INTERVIEW - 'Cairo deserves a good facelift': Architect Mostafa Salem

Dina Ezzat , Saturday 17 May 2025

Architect Mostafa Salem talks about his approach of "bit-by-bit" uplifting of the remarkable architectural gems of the city.

Egypt

 

Mostafa Salem, an architect greatly interested in conserving Cairo, could restore the 115-year-old Tiring (pronounced tee-ring) Building in Attaba Square in central Cairo to its original beauty in a few months.

"It is not an easy job at all; it is actually challenging given the volume of harm that was done to the interior and exterior of the building and to the infrastructure," Salem said.

In 1910, Victor Tiring, an Austrian department store mogul from Vienna who came to Egypt from Istanbul in the late 19th century, financed the construction of the building.
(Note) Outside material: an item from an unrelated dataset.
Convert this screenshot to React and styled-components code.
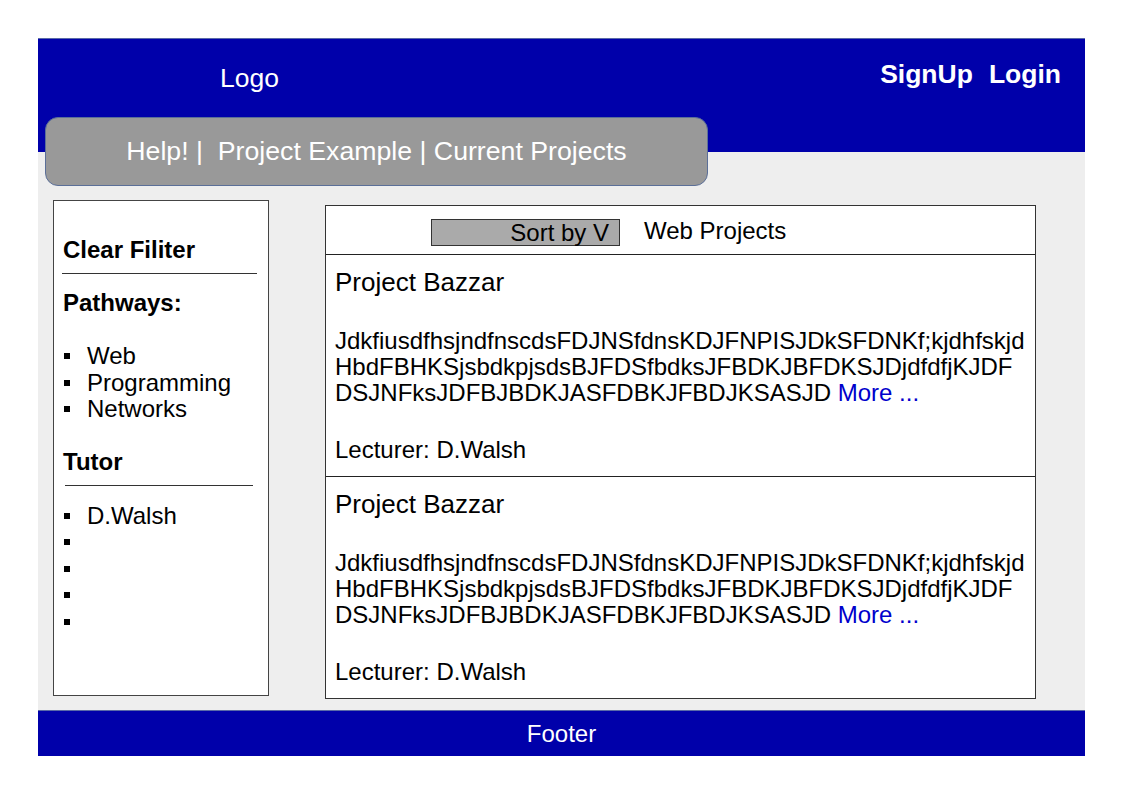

The building was to become a state-of-the-art Mediterranean department store in the capital's most affluent neighbourhood at the time, Green Attaba Square (The Green Doorstep Square).

Oscar Horowitz, a prominent Czech architect of the time, completed the construction and interior design of the building, which opened to the public in 1912.

The five-floor building, with its four unique Atlas statues carrying a glass globe on top, was among the first department stores in the city and one of the first to sell imported high-end items to the city's well-off shoppers.

However, the building's beauty and elegance did not last long.

In 1915, British authorities confiscated the properties of Austro-Hungarian nationals in Egypt during Britain's war with the Habsburg Empire in World War I.

Consequently, Tiring liquidated the department store and left the country in 1920.

Transferring the ownership of the building to other leading merchants in Cairo proved complicated.

Eventually, the building fell into incremental disrepair. By mid-century, random retail vendors and small-scale merchants had taken over.

"Today, as we struggle to restore the building's beauty, the government is investigating whether trade activities currently present inside and outside the building are legal to ensure that our work on the building will not be infringed," Salem said.

The building's inauguration, tentatively set for July, would constitute a crowning achievement for Salem, who has done much to salvage the city's late 19th and early 20th century buildings.

"The human-city interaction remains my work's founding principle," Salem said.

He explained that he adopted that principle while studying architecture at the university and later in urban workshops and competitions.

He said cities should please their residents, giving them a sense of affinity.

Born in 1988 in one of the residential compounds that sprawl the city's east and west, Salem did not experience a relationship with the 'city' as he grew up.

"It was not just cut out for that; it was not designed for pedestrians to just walk around," he recalled.

Egypt's early versions of satellite quarters were much less friendly than their newer counterparts. They hardly felt like neighbourhoods.

Commuting entirely depended on private cars, with very little public transport.

Salem, who studied walkable cities, decided that Cairo deserved a chance. He was aware of the challenges such an initiative entailed, including the general decline in the quality of architecture nationwide and others related to population density, especially in the city's older quarters.

"Other challenges relate to pollution and other climate change factors, the lack of efficient and environment-friendly public transport, and the incompatibility of old buildings with modern housing," he said.

Salem cited the staggering number of grey, dusty, and square AC units popping up amid elegant early 20th-century facades. In the autumn of 2020, he shared on his well-followed social media pages some ideas on how to work around the AC intervention in buildings designed by architects such as Antonio Lasciac, Mario Rossi, Robert Williams, and others.

Salem was motivated to implement his ideas after his Instagram post received much attention. This gave birth to Cairo Makeover, a project he describes as concerned with renovation, preservation, architectural awareness, and human connectivity.

"People need and deserve to know the significance—and for that matter, the stories—behind the buildings of the city," he said. "This could certainly make a difference," he added.

Adapting to climate change is also part of the Cairo Makeover scheme. "We need to integrate the architectural concepts that liberate us from overusing air-conditioning techniques, just like in the original Nubian architectural style," he said. "We need to think of Cairo's future from the perspective of maintaining its stunning architectural heritage and with the view to make it—or perhaps remake it—a green city," he added.

Salem said communicating with the National Organisation for Urban Harmony opened the door for a series of projects—not all focused on 'famous buildings'—leading up to the Tiring Building, which he started working on in March.

The lack of original designs and sufficient documentation challenges Salem's work. "I want to take it back to the way it was," he said. Archival material and IT solutions are helping, he added.

For Salem, though the Tiring Building may be "a landmark stop" in the journey of Cairo Makeover, it is a beginning and not an end. "There is so much to be done," he said. "Cairo deserves a good facelift," he added.

By the time the Tiring Building is reinaugurated, the government will have released a larger scheme for downtown Cairo.

In press statements earlier in April, Prime Minister Mostafa Madbouly said a comprehensive scheme is being developed to attract national and foreign investments to downtown Cairo. Madbouly noted that many downtown buildings have been vacated after several ministers relocated to the New Administrative Capital.